Auckland’s Birds Die of Botulism

In Australasia, Diseases & Mutations, News Headlines

Animal protection authorities are pulling “bagfuls of dead birds” from Auckland’s waterways as the warm, sticky summer compounds the spread of a toxin outbreak.

Hundreds of dead or sick birds suffering from paralysing disease botulism have been found by officials or handed in to animal shelters.

In one case, the SPCA has spent days pulling several species of dead and dying fowl from a disused quarry in South Auckland.

Auckland SPCA inspector Vicki Border said the current outbreak of avian botulism was the worst she had observed in Auckland.

New Zealand Bird Rescue Trust spokeswoman Lyn MacDonald said this summer’s warm temperatures had heated up some waterways to 26C, making them breeding grounds for bacteria which produced the toxin.

Botulism is a form of food poisoning, caused in water birds by hot weather releasing toxins from dead weeds or other pollutants in shallow, still water. All water-based birds in Auckland can be affected by the bug.

The toxin causes birds to lose control of their head and necks before the paralysis spreads to the rest of their bodies.

Botulism is commonly found in Western Springs and Auckland Domain, where the feeding of ducks with bread can add to pollution, and therefore the creation of deadly microbes.

In South Auckland, Ms Border estimated that hundreds of birds had died, including ducks, swans and even pukeko which fed from the edge of the water.

“The waterways are massive, and while we’re getting great help it’s difficult.
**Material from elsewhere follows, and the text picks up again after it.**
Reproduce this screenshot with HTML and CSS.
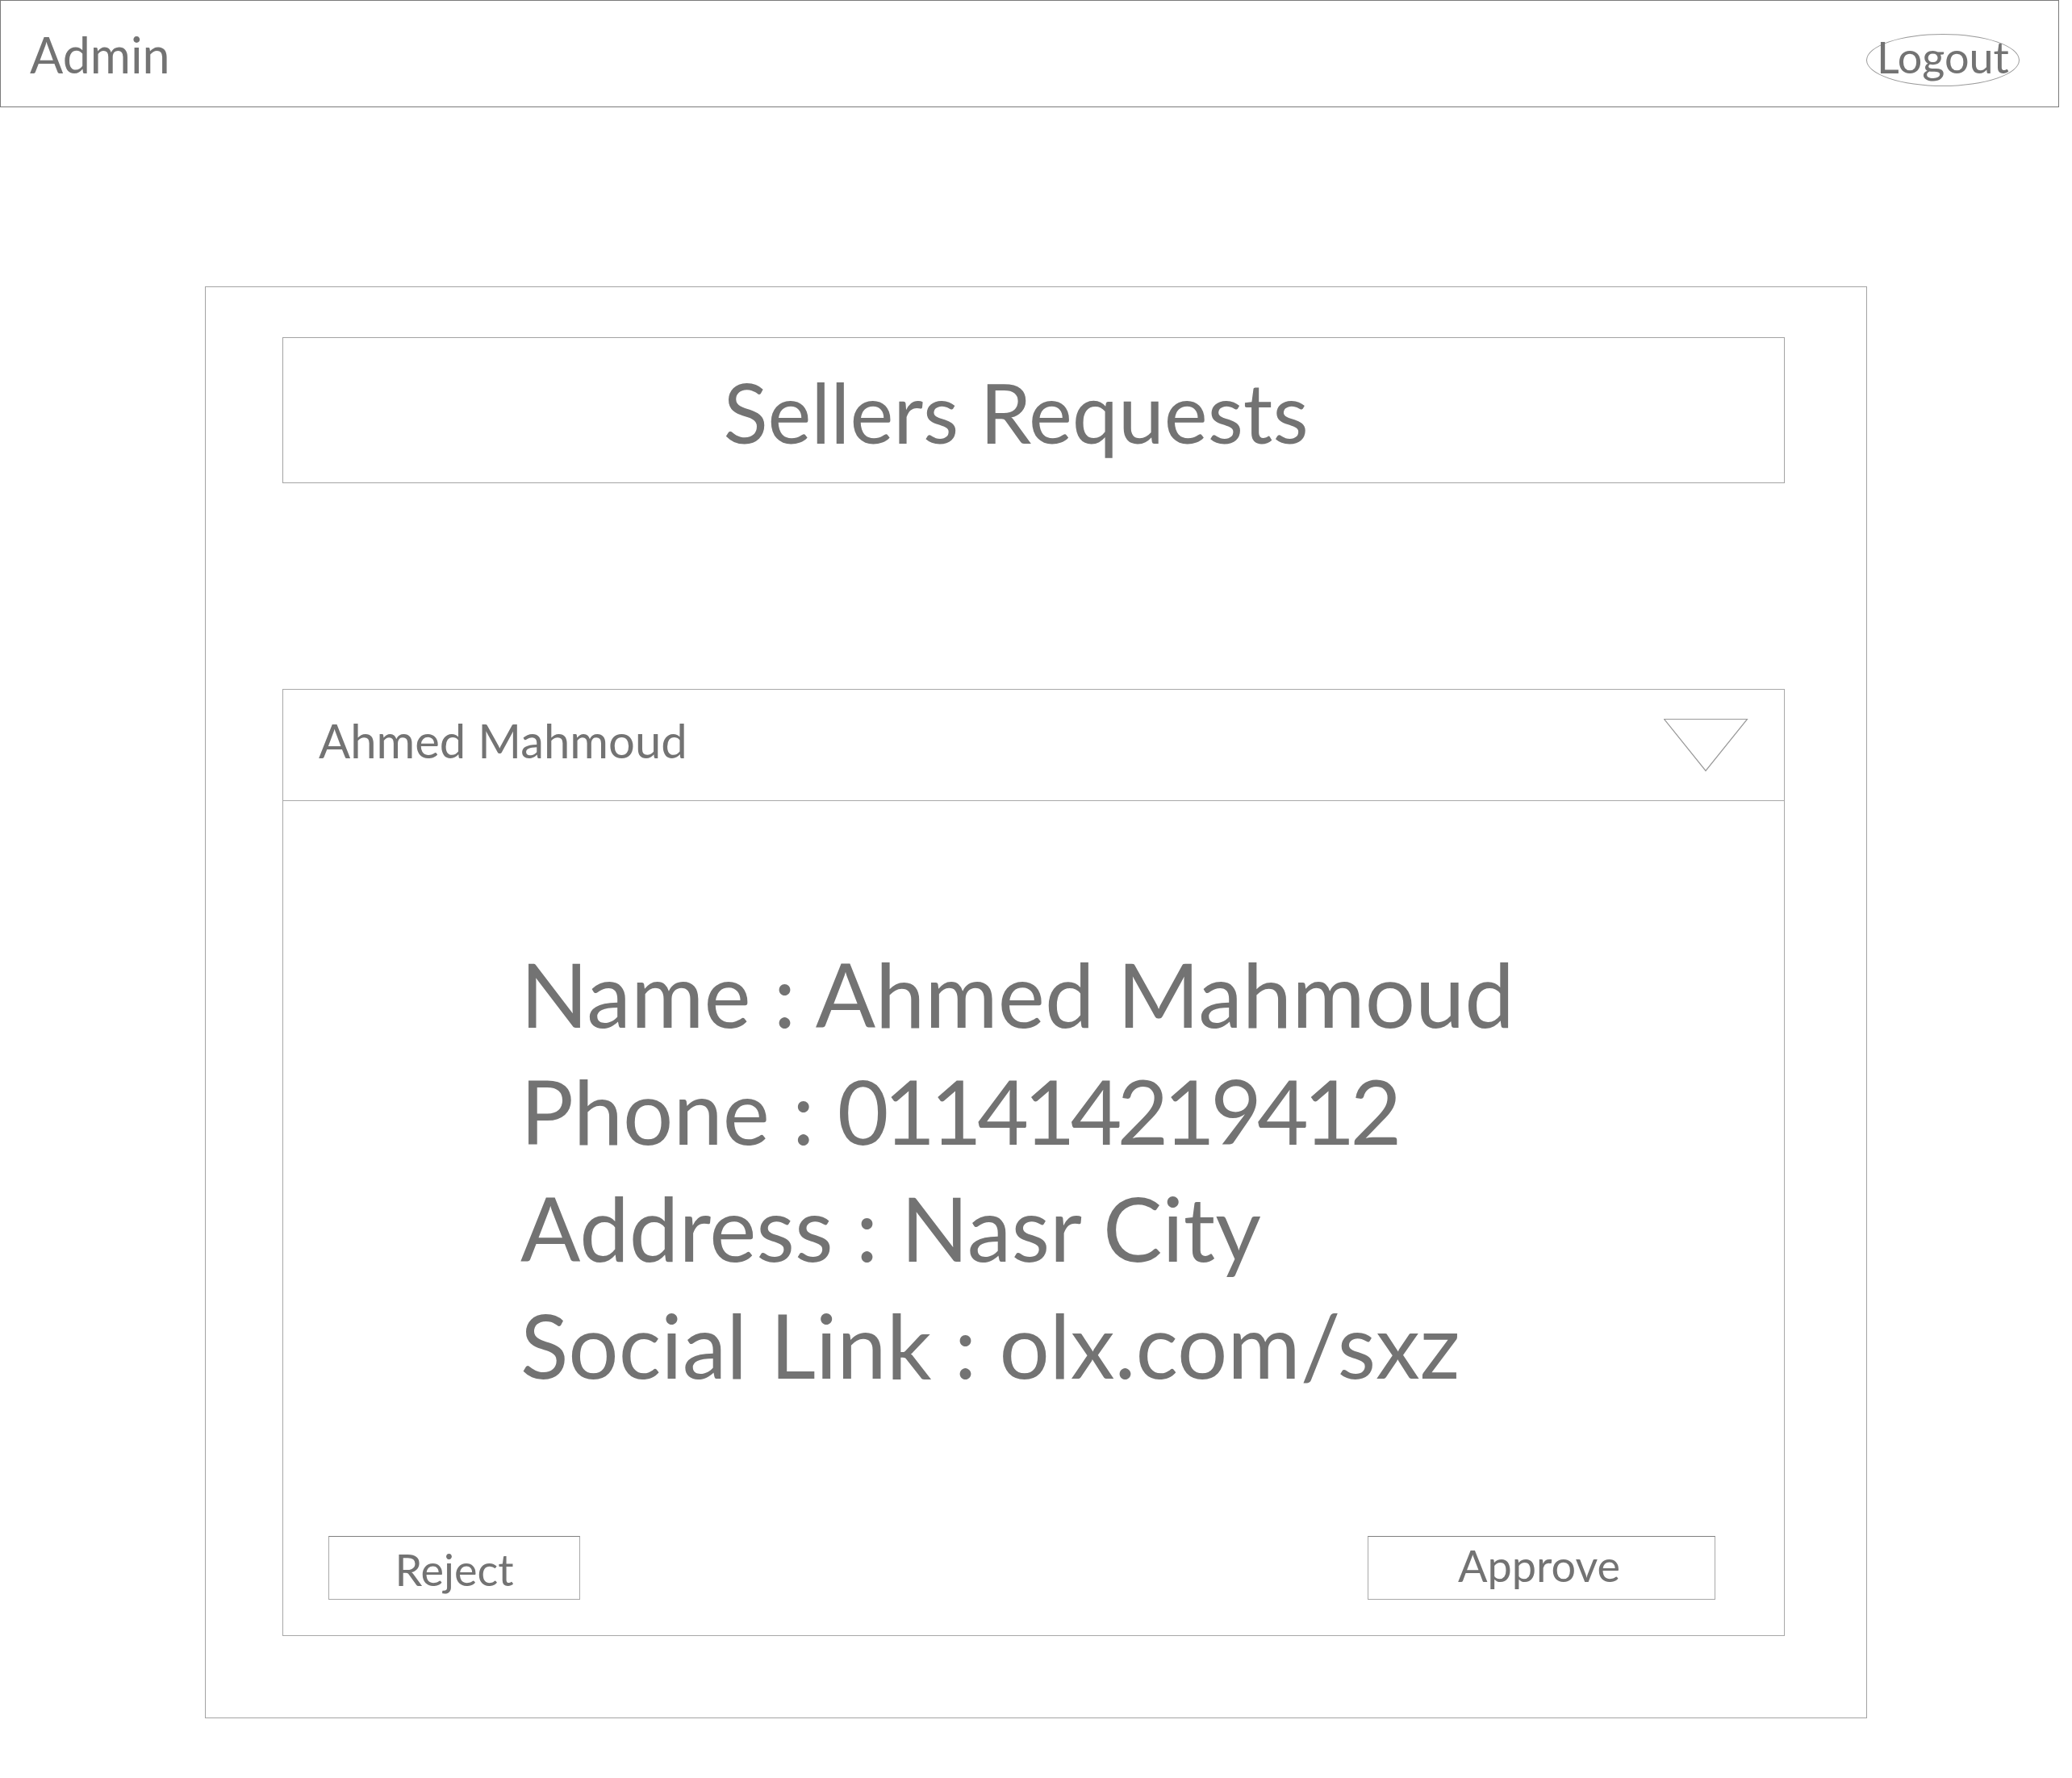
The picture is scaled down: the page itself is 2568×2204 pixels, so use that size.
FILE: index.html
```html
<!DOCTYPE html>
<html lang="en">
<head>
<meta charset="utf-8">
<title>Admin - Sellers Requests</title>
<link rel="stylesheet" href="styles.css">
</head>
<body>
<header class="topbar">
  <span class="brand">Admin</span>
  <span class="logout">Logout</span>
</header>
<main class="panel">
  <div class="title-box">Sellers Requests</div>
  <section class="card">
    <div class="card-head">
      <span class="card-name">Ahmed Mahmoud</span>
      <svg class="caret" width="105" height="66" viewBox="0 0 105 66">
        <polygon points="0.5,0.5 103.5,0.5 52,64.5" fill="none" stroke="#9a9a9a" stroke-width="1.2"/>
      </svg>
    </div>
    <div class="card-body">
      <div class="details">
        <div>Name : Ahmed Mahmoud</div>
        <div>Phone : <span class="num">01141421941</span>2</div>
        <div>Address : Nasr City</div>
        <div>Social Link : olx.com/sxz</div>
      </div>
      <div class="actions">
        <span class="btn btn-reject">Reject</span>
        <span class="btn btn-approve">Approve</span>
      </div>
    </div>
  </section>
</main>
</body>
</html>
```
FILE: styles.css
```css
* { box-sizing: border-box; }
html, body { margin: 0; padding: 0; background: #ffffff; }
body {
  font-family: Lato, "Open Sans", "Liberation Sans", sans-serif;
  color: #737373;
  width: 2568px;
  height: 2204px;
}

.topbar {
  display: flex;
  justify-content: space-between;
  align-items: flex-start;
  width: 2552px;
  height: 133px;
  border: 1px solid #7a7a7a;
  padding: 0 48px 0 36px;
}
.brand {
  display: block;
  font-size: 61px;
  line-height: 72px;
  margin-top: 31px;
}
.logout {
  display: block;
  width: 190px;
  height: 65px;
  margin-top: 41px;
  border: 1px solid #9a9a9a;
  border-radius: 50%;
  text-align: center;
  font-size: 54px;
  line-height: 56px;
}

.panel {
  width: 2060px;
  height: 1775px;
  margin: 222px 0 0 254px;
  border: 1px solid #a3a3a3;
  padding: 62px 0 0 95px;
}
.title-box {
  width: 1862px;
  height: 181px;
  border: 1px solid #a3a3a3;
  padding: 4px 44px 0 0;
  text-align: center;
  font-size: 102px;
  line-height: 175px;
}

.card {
  display: flex;
  flex-direction: column;
  width: 1862px;
  height: 1174px;
  margin-top: 255px;
  border: 1px solid #a8a8a8;
}
.card-head {
  display: flex;
  justify-content: space-between;
  align-items: flex-start;
  height: 138px;
  border-bottom: 1px solid #a8a8a8;
  padding: 29px 44px 0 44px;
}
.card-name {
  display: block;
  font-size: 58px;
  line-height: 68px;
}
.caret {
  display: block;
  margin-top: 7px;
}

.card-body {
  flex: 1;
  display: flex;
  flex-direction: column;
  padding-top: 166px;
}
.details {
  padding-left: 294px;
  font-size: 110px;
  line-height: 145px;
}
.num {
  letter-spacing: -6px;
}
.actions {
  margin-top: auto;
  display: flex;
  justify-content: space-between;
  padding: 0 85px 44px 56px;
}
.btn {
  display: block;
  height: 79px;
  border: 1px solid #a8a8a8;
  border-top-color: #7f7f7f;
  text-align: center;
  font-size: 54px;
  line-height: 72px;
}
.btn-reject {
  width: 312px;
  padding-top: 5px;
}
.btn-approve {
  width: 431px;
  padding-right: 6px;
}
```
There are no boat ramps or easy access, and we’re really struggling to mitigate the suffering the animals are in.”

Avian botulism is a very low risk to humans, but health authorities warn that people should clean their hands if they have touched sick or dead birds.


* A paralysing, often fatal disease which is caused by a botulism bacterium.

* Birds suffering from the bug will have sluggish movements, and will struggle to use their wings, raise their heads or feed.

* The toxin thrives in still, shallow, warm water and is common in urban waterways or ponds.

* Most birds will recover if fed fresh water, put in shade and injected with antitoxin.

* Avian botulism cannot be transferred to humans.

* The human strain of botulism is very rare, though the muscle-relaxing treatment Botox is related to the toxin.